I have been posting on the possibility of the banking system being nationalized to save it from itself. The following is from an article written by Peter Coy.
The key to understanding the nationalization debate is to focus on who will bear the pain of bank restructuring: Will it be mostly taxpayers and common shareholders, as it has been so far? Or will the pain be shared by preferred shareholders and even some classes of creditors, ranging from foreign bondholders to other banks to the counterparties of exotic derivative contracts?
Other nationalization issues generate heat but are distractions. You can safely ignore the controversy over whether the government will spend a lot of money to support nationalized banks; taxpayers are already spending billions, with or without nationalization. Likewise, while the risk that the government could interfere in lending decisions is valid, it’s avoidable, especially if the bank is quickly reprivatized. Besides, regulators and Congress are already micromanaging their wards. Just ask Citigroup CEO Vikram S. Pandit or Bank of America CEO Kenneth D. Lewis.
So how should the burdens be shifted in the U.S., if at all? Well, creditors of weak banks have been largely spared to date. The political question—and let’s face it, nationalization is a political issue as much as an economic one—is whether that favored treatment can or should continue. Big bondholders are getting nervous that the tide of opinion is turning against them.

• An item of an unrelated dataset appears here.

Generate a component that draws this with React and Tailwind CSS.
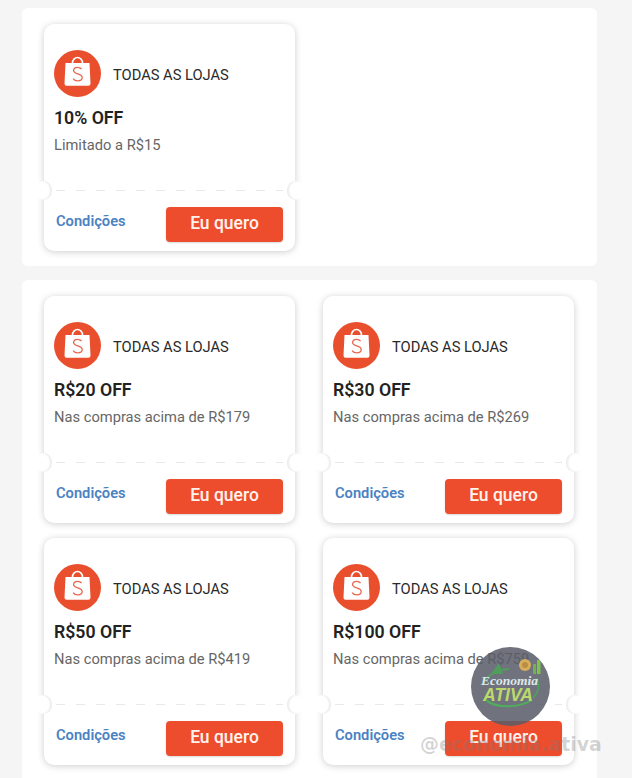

Kathleen C. Gaffney, who is co-manager of the Loomis Sayles Bond Fund (LSBDX), says it’s fair enough for stockholders to lose in a bank rescue because “stockholders know the risk.” In contrast, she argues, “bondholders expect to at least get a return of their principal.” Likewise, Joshua S. Siegel, managing principal of New York-based StoneCastle Partners, a private equity firm that invests in banks, says forcing bank creditors to take a haircut “would be rewriting the laws of commerce. The capital markets would collapse, because who would ever again buy debt in any company that’s regulated?”
What nationalization-hating bondholders hope for is the same thing that Bernanke and Treasury Secretary Timothy Geithner are counting on: That the big banks can be cured with a smallish, temporary injection of public capital, coupled with the new Treasury initiative to get weak assets off their balance sheets. In the ideal scenario, the taxpayers come out ahead in the long run when banks’ net worth recovers and the government’s stake becomes highly valuable. (On Feb. 25, Treasury said that by the end of April it will finish stress tests to determine whether the 19 biggest banks need more capital.)
Yet there are equally strong voices arguing that taxpayers are being played for suckers and that creditors should absorb some of the bailout cost, now. The airwaves are alive with taxpayers complaining about having to bail out unnamed “fat cat” investors. Some finance experts share their view. “The bond and equity holders should lose first before the taxpayers do. They made the choice to invest without adequate due diligence,” says Donn Vickrey, co-founder of Gradient Analytics, a research firm in Scottsdale, Ariz.
Of course, even if the government wants to make creditors pay a price, it’s not clear how it could do so. It’s easy enough when the Federal Deposit Insurance Corp. takes over a deposit-taking bank: If the assets are worth less than the liabilities, the FDIC is authorized to force unsecured creditors to share the loss. But the FDIC has no such authority over bank holding companies—the umbrella organizations that control sister subsidiaries such as Bank of America’s Merrill Lynch. Technically, the only way to impose a loss on creditors would be to push the bank holding company into bankruptcy court. But no one wants to go through another bankruptcy like that of Lehman Brothers last fall, which helped cause the global financial system to seize up.
Nevertheless, many analysts say that if push comes to shove, the government will somehow find a way to make creditors absorb some pain. R. Christopher Whalen of Institutional Risk Analytics says he thinks Citigroup is the only banking company so weak it will have to be nationalized. If it is, he predicts, bondholders will take at least a 70% loss, if they are not wiped out entirely. They won’t suffer it lightly, either, Whalen predicts: “Bondholders are probably the best-organized investor class that there is. You’re talking about little old ladies, pension funds, and foreign governments.”